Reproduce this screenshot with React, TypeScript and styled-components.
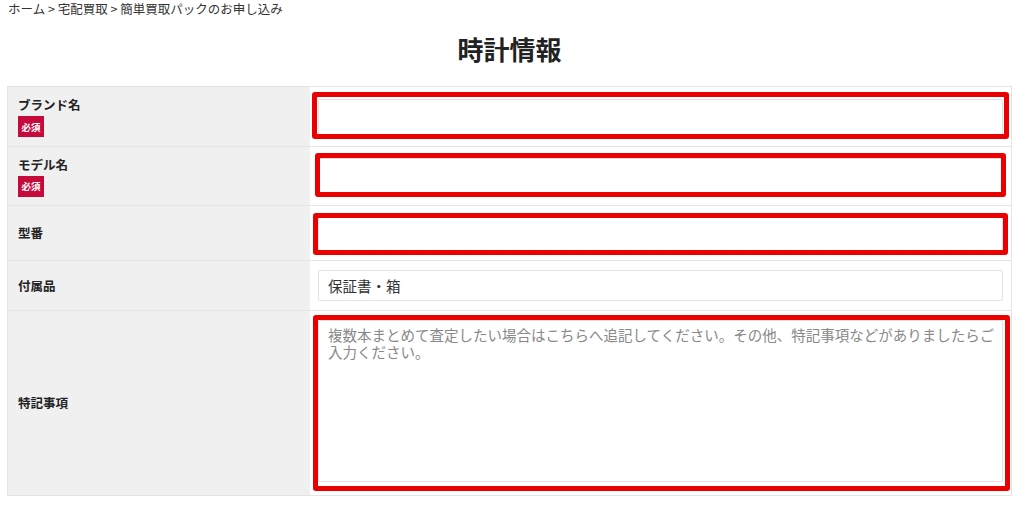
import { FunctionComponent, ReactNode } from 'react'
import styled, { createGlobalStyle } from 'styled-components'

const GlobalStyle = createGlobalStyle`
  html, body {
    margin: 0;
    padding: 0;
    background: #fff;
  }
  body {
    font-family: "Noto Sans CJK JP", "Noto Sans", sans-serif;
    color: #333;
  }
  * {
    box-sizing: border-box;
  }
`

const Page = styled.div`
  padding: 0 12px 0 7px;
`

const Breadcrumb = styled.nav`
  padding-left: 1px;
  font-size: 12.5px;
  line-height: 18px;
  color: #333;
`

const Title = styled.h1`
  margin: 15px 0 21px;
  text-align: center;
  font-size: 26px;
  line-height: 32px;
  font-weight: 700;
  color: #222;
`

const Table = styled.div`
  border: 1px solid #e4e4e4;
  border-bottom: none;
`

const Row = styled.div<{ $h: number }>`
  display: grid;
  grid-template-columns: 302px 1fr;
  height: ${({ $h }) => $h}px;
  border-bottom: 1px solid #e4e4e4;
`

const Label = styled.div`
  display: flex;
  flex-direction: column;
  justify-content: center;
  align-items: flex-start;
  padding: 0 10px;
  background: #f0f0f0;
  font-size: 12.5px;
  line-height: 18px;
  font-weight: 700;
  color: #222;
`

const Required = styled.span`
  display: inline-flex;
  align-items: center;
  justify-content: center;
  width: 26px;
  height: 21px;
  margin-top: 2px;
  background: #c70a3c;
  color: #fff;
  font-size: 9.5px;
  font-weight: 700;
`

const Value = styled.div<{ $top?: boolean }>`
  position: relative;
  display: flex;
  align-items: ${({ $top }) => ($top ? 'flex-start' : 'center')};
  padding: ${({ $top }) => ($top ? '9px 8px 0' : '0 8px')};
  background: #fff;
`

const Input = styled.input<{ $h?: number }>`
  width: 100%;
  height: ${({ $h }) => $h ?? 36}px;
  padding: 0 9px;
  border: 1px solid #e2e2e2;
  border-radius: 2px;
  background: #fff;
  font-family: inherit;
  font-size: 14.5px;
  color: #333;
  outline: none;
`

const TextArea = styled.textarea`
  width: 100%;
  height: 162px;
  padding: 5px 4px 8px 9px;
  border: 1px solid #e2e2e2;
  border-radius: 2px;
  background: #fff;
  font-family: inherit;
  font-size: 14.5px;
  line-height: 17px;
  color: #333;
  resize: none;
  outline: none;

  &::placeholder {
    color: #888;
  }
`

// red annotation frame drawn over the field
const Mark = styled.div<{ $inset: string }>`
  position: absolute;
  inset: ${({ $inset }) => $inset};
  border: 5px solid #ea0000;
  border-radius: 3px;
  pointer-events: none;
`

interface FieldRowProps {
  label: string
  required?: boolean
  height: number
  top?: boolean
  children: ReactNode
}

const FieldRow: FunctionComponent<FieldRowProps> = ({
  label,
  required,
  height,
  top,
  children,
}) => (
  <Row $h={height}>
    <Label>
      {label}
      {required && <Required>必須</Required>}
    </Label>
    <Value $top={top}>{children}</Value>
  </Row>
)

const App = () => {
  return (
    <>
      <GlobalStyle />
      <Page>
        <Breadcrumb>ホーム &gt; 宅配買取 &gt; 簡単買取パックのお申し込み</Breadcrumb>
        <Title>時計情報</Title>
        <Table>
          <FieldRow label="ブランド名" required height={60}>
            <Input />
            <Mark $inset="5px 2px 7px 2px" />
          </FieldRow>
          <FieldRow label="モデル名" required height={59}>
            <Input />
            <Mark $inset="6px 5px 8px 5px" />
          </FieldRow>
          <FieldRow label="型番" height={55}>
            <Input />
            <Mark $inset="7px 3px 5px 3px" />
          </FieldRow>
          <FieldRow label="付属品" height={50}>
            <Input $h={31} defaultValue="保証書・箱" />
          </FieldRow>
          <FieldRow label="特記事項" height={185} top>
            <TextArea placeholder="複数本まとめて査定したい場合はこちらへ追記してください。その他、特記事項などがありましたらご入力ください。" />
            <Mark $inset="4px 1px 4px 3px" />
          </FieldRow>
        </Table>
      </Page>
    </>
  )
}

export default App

== == ==

*Do this:* Leave out the pictures and give the listing above again exactly.

*Solution to this task:*
Reproduce this screenshot with React, TypeScript and styled-components.
import { FunctionComponent, ReactNode } from 'react'
import styled, { createGlobalStyle } from 'styled-components'

const GlobalStyle = createGlobalStyle`
  html, body {
    margin: 0;
    padding: 0;
    background: #fff;
  }
  body {
    font-family: "Noto Sans CJK JP", "Noto Sans", sans-serif;
    color: #333;
  }
  * {
    box-sizing: border-box;
  }
`

const Page = styled.div`
  padding: 0 12px 0 7px;
`

const Breadcrumb = styled.nav`
  padding-left: 1px;
  font-size: 12.5px;
  line-height: 18px;
  color: #333;
`

const Title = styled.h1`
  margin: 15px 0 21px;
  text-align: center;
  font-size: 26px;
  line-height: 32px;
  font-weight: 700;
  color: #222;
`

const Table = styled.div`
  border: 1px solid #e4e4e4;
  border-bottom: none;
`

const Row = styled.div<{ $h: number }>`
  display: grid;
  grid-template-columns: 302px 1fr;
  height: ${({ $h }) => $h}px;
  border-bottom: 1px solid #e4e4e4;
`

const Label = styled.div`
  display: flex;
  flex-direction: column;
  justify-content: center;
  align-items: flex-start;
  padding: 0 10px;
  background: #f0f0f0;
  font-size: 12.5px;
  line-height: 18px;
  font-weight: 700;
  color: #222;
`

const Required = styled.span`
  display: inline-flex;
  align-items: center;
  justify-content: center;
  width: 26px;
  height: 21px;
  margin-top: 2px;
  background: #c70a3c;
  color: #fff;
  font-size: 9.5px;
  font-weight: 700;
`

const Value = styled.div<{ $top?: boolean }>`
  position: relative;
  display: flex;
  align-items: ${({ $top }) => ($top ? 'flex-start' : 'center')};
  padding: ${({ $top }) => ($top ? '9px 8px 0' : '0 8px')};
  background: #fff;
`

const Input = styled.input<{ $h?: number }>`
  width: 100%;
  height: ${({ $h }) => $h ?? 36}px;
  padding: 0 9px;
  border: 1px solid #e2e2e2;
  border-radius: 2px;
  background: #fff;
  font-family: inherit;
  font-size: 14.5px;
  color: #333;
  outline: none;
`

const TextArea = styled.textarea`
  width: 100%;
  height: 162px;
  padding: 5px 4px 8px 9px;
  border: 1px solid #e2e2e2;
  border-radius: 2px;
  background: #fff;
  font-family: inherit;
  font-size: 14.5px;
  line-height: 17px;
  color: #333;
  resize: none;
  outline: none;

  &::placeholder {
    color: #888;
  }
`

// red annotation frame drawn over the field
const Mark = styled.div<{ $inset: string }>`
  position: absolute;
  inset: ${({ $inset }) => $inset};
  border: 5px solid #ea0000;
  border-radius: 3px;
  pointer-events: none;
`

interface FieldRowProps {
  label: string
  required?: boolean
  height: number
  top?: boolean
  children: ReactNode
}

const FieldRow: FunctionComponent<FieldRowProps> = ({
  label,
  required,
  height,
  top,
  children,
}) => (
  <Row $h={height}>
    <Label>
      {label}
      {required && <Required>必須</Required>}
    </Label>
    <Value $top={top}>{children}</Value>
  </Row>
)

const App = () => {
  return (
    <>
      <GlobalStyle />
      <Page>
        <Breadcrumb>ホーム &gt; 宅配買取 &gt; 簡単買取パックのお申し込み</Breadcrumb>
        <Title>時計情報</Title>
        <Table>
          <FieldRow label="ブランド名" required height={60}>
            <Input />
            <Mark $inset="5px 2px 7px 2px" />
          </FieldRow>
          <FieldRow label="モデル名" required height={59}>
            <Input />
            <Mark $inset="6px 5px 8px 5px" />
          </FieldRow>
          <FieldRow label="型番" height={55}>
            <Input />
            <Mark $inset="7px 3px 5px 3px" />
          </FieldRow>
          <FieldRow label="付属品" height={50}>
            <Input $h={31} defaultValue="保証書・箱" />
          </FieldRow>
          <FieldRow label="特記事項" height={185} top>
            <TextArea placeholder="複数本まとめて査定したい場合はこちらへ追記してください。その他、特記事項などがありましたらご入力ください。" />
            <Mark $inset="4px 1px 4px 3px" />
          </FieldRow>
        </Table>
      </Page>
    </>
  )
}

export default App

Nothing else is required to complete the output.